Reconstructing 3D objects from extremely sparse views is a long-standing and
challenging problem. While recent techniques employ image diffusion models for
generating plausible images at novel viewpoints or for distilling pre-trained
diffusion priors into 3D representations using score distillation sampling
(SDS), these methods often struggle to simultaneously achieve high-quality,
consistent, and detailed results for both novel-view synthesis (NVS) and
geometry. In this work, we present Sparse3D, a novel 3D reconstruction method
tailored for sparse view inputs. Our approach distills robust priors from a
multiview-consistent diffusion model to refine a neural radiance field.

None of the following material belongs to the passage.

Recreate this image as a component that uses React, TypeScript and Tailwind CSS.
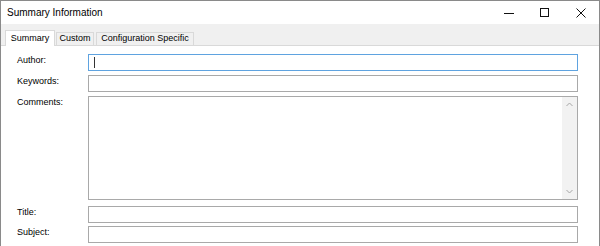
import React from "react";

const font = { fontFamily: '"Liberation Sans", Arial, sans-serif' };

function Field({ label, focused }: { label: string; focused?: boolean }) {
  return (
    <div className="flex items-start">
      <div className="w-[87px] shrink-0 pl-[16px] text-[9px] leading-[12px] text-black">{label}</div>
      <div
        className={
          focused
            ? "flex h-[17px] flex-1 items-center border border-[#5fa3e0] bg-white pl-[5px]"
            : "h-[17px] flex-1 border border-[#a9a9a9] bg-white"
        }
      >
        {focused && <div className="h-[11px] w-px bg-[#333]" />}
      </div>
    </div>
  );
}

export default function App() {
  return (
    <div
      style={font}
      className="flex h-[246px] w-[600px] flex-col overflow-hidden border-x border-t border-[#8a8a8a] bg-white"
    >
      {/* title bar */}
      <div className="flex h-[23px] shrink-0 items-center justify-between">
        <span className="pl-[6px] text-[10px] text-black">Summary Information</span>
        <div className="flex h-full items-center">
          <div className="flex h-full w-[36px] items-center justify-center">
            <svg width="10" height="10" viewBox="0 0 10 10">
              <line x1="0" y1="5.5" x2="10" y2="5.5" stroke="#111" strokeWidth="1" />
            </svg>
          </div>
          <div className="flex h-full w-[36px] items-center justify-center">
            <svg width="10" height="10" viewBox="0 0 10 10">
              <rect x="0.5" y="0.5" width="8" height="8" fill="none" stroke="#111" strokeWidth="1" />
            </svg>
          </div>
          <div className="flex h-full w-[36px] items-center justify-center">
            <svg width="10" height="10" viewBox="0 0 10 10">
              <path d="M0.5 0.5 L9.5 9.5 M9.5 0.5 L0.5 9.5" stroke="#111" strokeWidth="1" />
            </svg>
          </div>
        </div>
      </div>

      {/* tab strip */}
      <div className="flex h-[22px] shrink-0 items-end border-b border-[#d9d9d9] bg-[#f0f0f0] pl-[4px]">
        <div className="-mb-px flex h-[16px] w-[50px] items-center justify-center border-x border-t border-[#d9d9d9] bg-white text-[9px] text-black">
          Summary
        </div>
        <div className="ml-px flex h-[13px] w-[38px] items-center justify-center border-x border-t border-[#d9d9d9] text-[9px] text-black">
          Custom
        </div>
        <div className="ml-[2px] flex h-[13px] w-[98px] items-center justify-center border-x border-t border-[#d9d9d9] text-[9px] text-black">
          Configuration Specific
        </div>
      </div>

      {/* form */}
      <div className="flex flex-1 flex-col pr-[21px] pt-[8px]">
        <Field label="Author:" focused />
        <div className="h-[4px]" />
        <Field label="Keywords:" />
        <div className="h-[4px]" />
        <div className="flex items-start">
          <div className="w-[87px] shrink-0 pl-[16px] text-[9px] leading-[12px] text-black">Comments:</div>
          <div className="flex h-[104px] flex-1 justify-end border border-[#a9a9a9] bg-white">
            <div className="flex w-[15px] flex-col items-center justify-between bg-[#f2f2f2] py-[5px]">
              <svg width="7" height="5" viewBox="0 0 7 5">
                <path d="M0.5 4 L3.5 1 L6.5 4" fill="none" stroke="#a6a6a6" strokeWidth="1" />
              </svg>
              <svg width="7" height="5" viewBox="0 0 7 5">
                <path d="M0.5 1 L3.5 4 L6.5 1" fill="none" stroke="#a6a6a6" strokeWidth="1" />
              </svg>
            </div>
          </div>
        </div>
        <div className="h-[6px]" />
        <Field label="Title:" />
        <div className="h-[3px]" />
        <Field label="Subject:" />
      </div>
    </div>
  );
}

Specifically, we employ a controller that harnesses epipolar features from
input views, guiding a pre-trained diffusion model, such as Stable Diffusion,
to produce novel-view images that maintain 3D consistency with the input. By
tapping into 2D priors from powerful image diffusion models, our integrated
model consistently delivers high-quality results, even when faced with
open-world objects. To address the blurriness introduced by conventional SDS,
we introduce the category-score distillation sampling (C-SDS) to enhance
detail. We conduct experiments on CO3DV2 which is a multi-view dataset of
real-world objects. Both quantitative and qualitative evaluations demonstrate
that our approach outperforms previous state-of-the-art works on the metrics
regarding NVS and geometry reconstruction